Rights Issue (RI) is when a listed company which proposes to issue fresh securities to its existing shareholders as on a record date. The rights are normally offered in a particular ratio to the number of securities held prior to the issue. This route is best suited for companies who would like to raise capital without diluting stake of its existing shareholders unless they do not intend to subscribe to their entitlements.
A private placement is an issue of shares or of convertible securities by a company to a select group of persons under Section 81 of the Companies Act, 1956 which is neither a rights issue nor a public issue. This is a faster way for a company to raise equity capital.
A private placement of shares or of convertible securities by a listed company is generally known by name of preferential allotment. A listed company going for preferential allotment has to comply with the requirements contained in Chapter XIII of SEBI (DIP) Guidelines pertaining to preferential allotment in SEBI (DIP) guidelines which interalia include pricing, disclosures in notice etc, in addition to the requirements specified in the Companies Act.
A Qualified Institutions Placement is a private placement of equity shares or securities convertible in to equity shares by a listed company to Qualified Institutions Buyers only in terms of provisions of Chapter XIIIA of SEBI (DIP) guidelines. The Chapter contains provisions relating to pricing, disclosures, currency of instruments etc.

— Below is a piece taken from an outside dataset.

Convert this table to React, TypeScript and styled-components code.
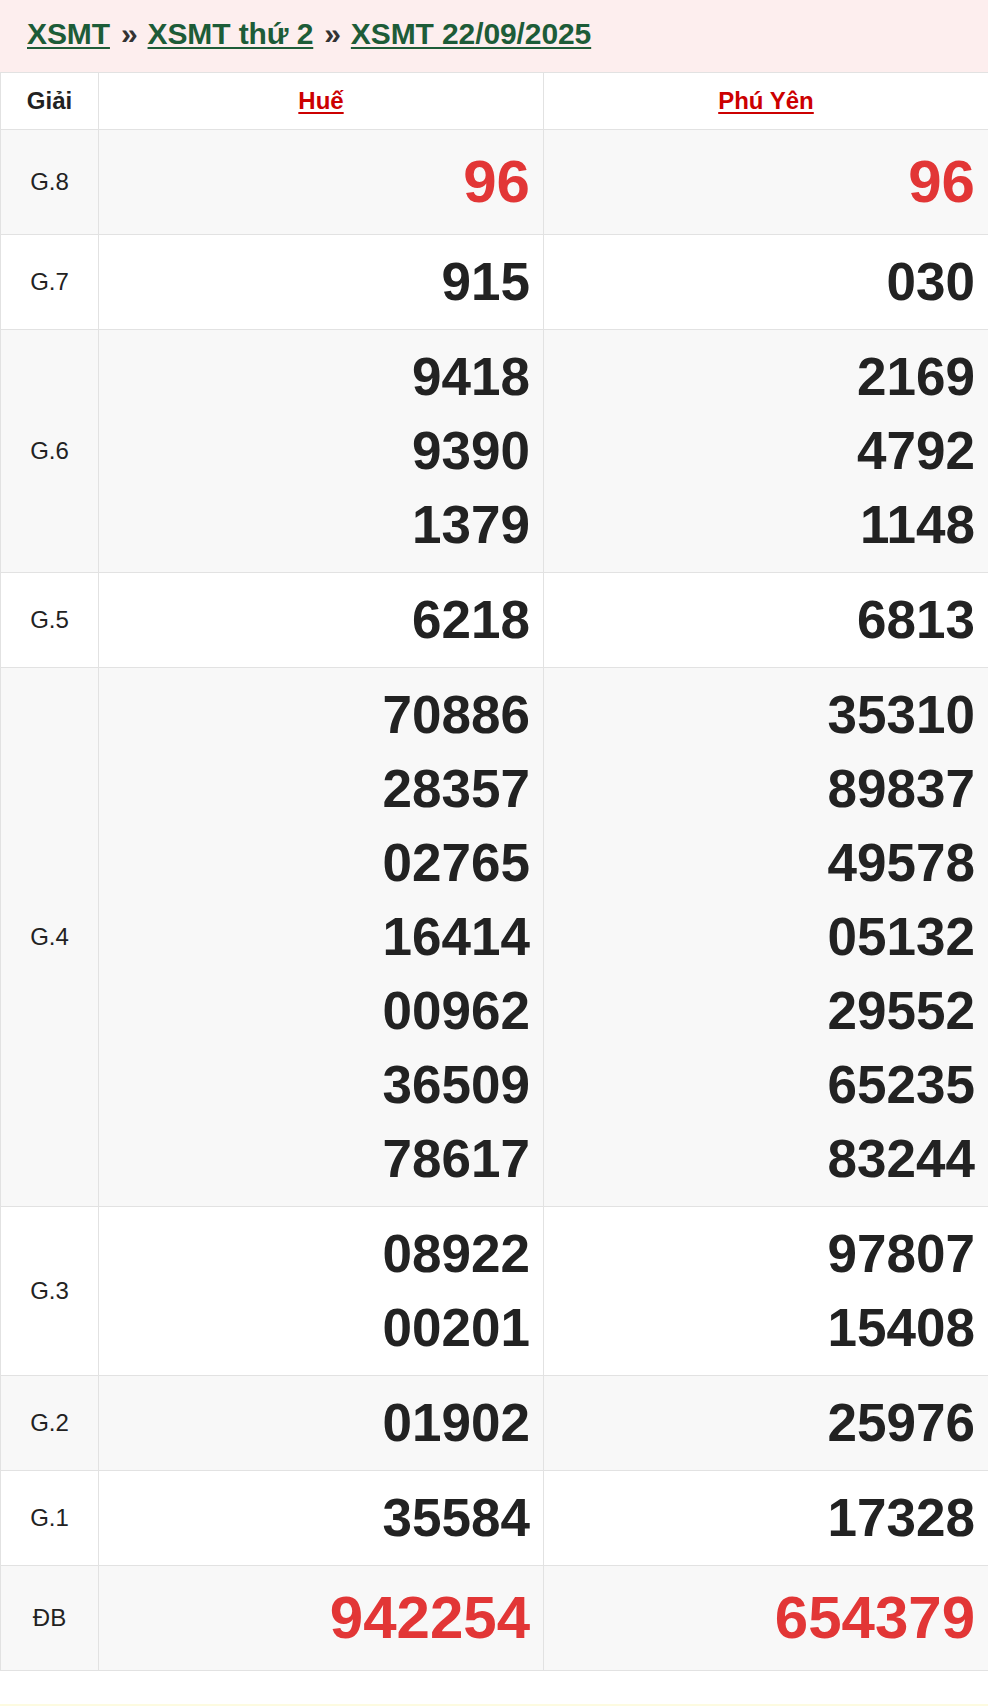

b. What are the eligibility norms for making these issues”?
SEBI has laid down eligibility norms for entities accessing the primary market through public issues. There is no eligibility norm for a listed company making a rights issue as it is an offer made to the existing shareholders who are expected to know their company. There are no eligibility norms for a listed company making a preferential issue.
However for Qualified Institutions’ placement (QIP), only those companies whose shares are listed in NSE or BSE and those who are having a minimum public float as required in terms of the Listing agreement, are eligible.
The main entry norms for companies making a public issue (IPO or FPO) are summarized as under:
Entry Norm I (EN I): The company shall meet the following requirements:
- Net Tangible Assets of at least Rs. 3 crores for 3 full years.
- Distributable profits in atleast three years
- Net worth of at least Rs. 1 crore in three years
- If change in name, atleast 50% revenue for preceding 1 year should be from the new activity.
- The issue size does not exceed 5 times the preissue net worth
To provide sufficient flexibility and also to ensure that genuine companies do not suffer on account of rigidity of the parameters, SEBI has provided two other alternative routes to company not satisfying any of the above conditions, for accessing the primary Market, as under:
Entry Norm II (EN II):
- Issue shall be through book building route, with at least 50% to be mandatory allotted to the Qualified Institutional Buyers (QIBs).
- The minimum postissue face value capital shall be Rs. 10 crore or there shall be a compulsory marketmaking for at least 2 years
OR
Entry Norm III (EN III):
- The “project” is appraised and participated to the extent of 15% by FIs/Scheduled Commercial Banks of which at least 10% comes from the appraiser(s).
- The minimum postissue face value capital shall be Rs. 10 crore or there shall be a compulsory marketmaking for at least 2 years.
In addition to satisfying the aforesaid eligibility norms, the company shall also satisfy the criteria of having at least 1000 prospective allotees in its issue
b. Is there any category of entities which are exempted from the aforesaid eligibility norms?
Yes, SEBI (DIP) guidelines have provided certain exemptions from the eligibility norms. The following are eligible for exemption from entry norms.
- Private Sector Banks
- Public sector banks
- An infrastructure company whose project has been appraised by a PFI or IDFC or IL&FS or a bank which was earlier a PFI and not less than 5% of the project cost is financed by any of these institutions.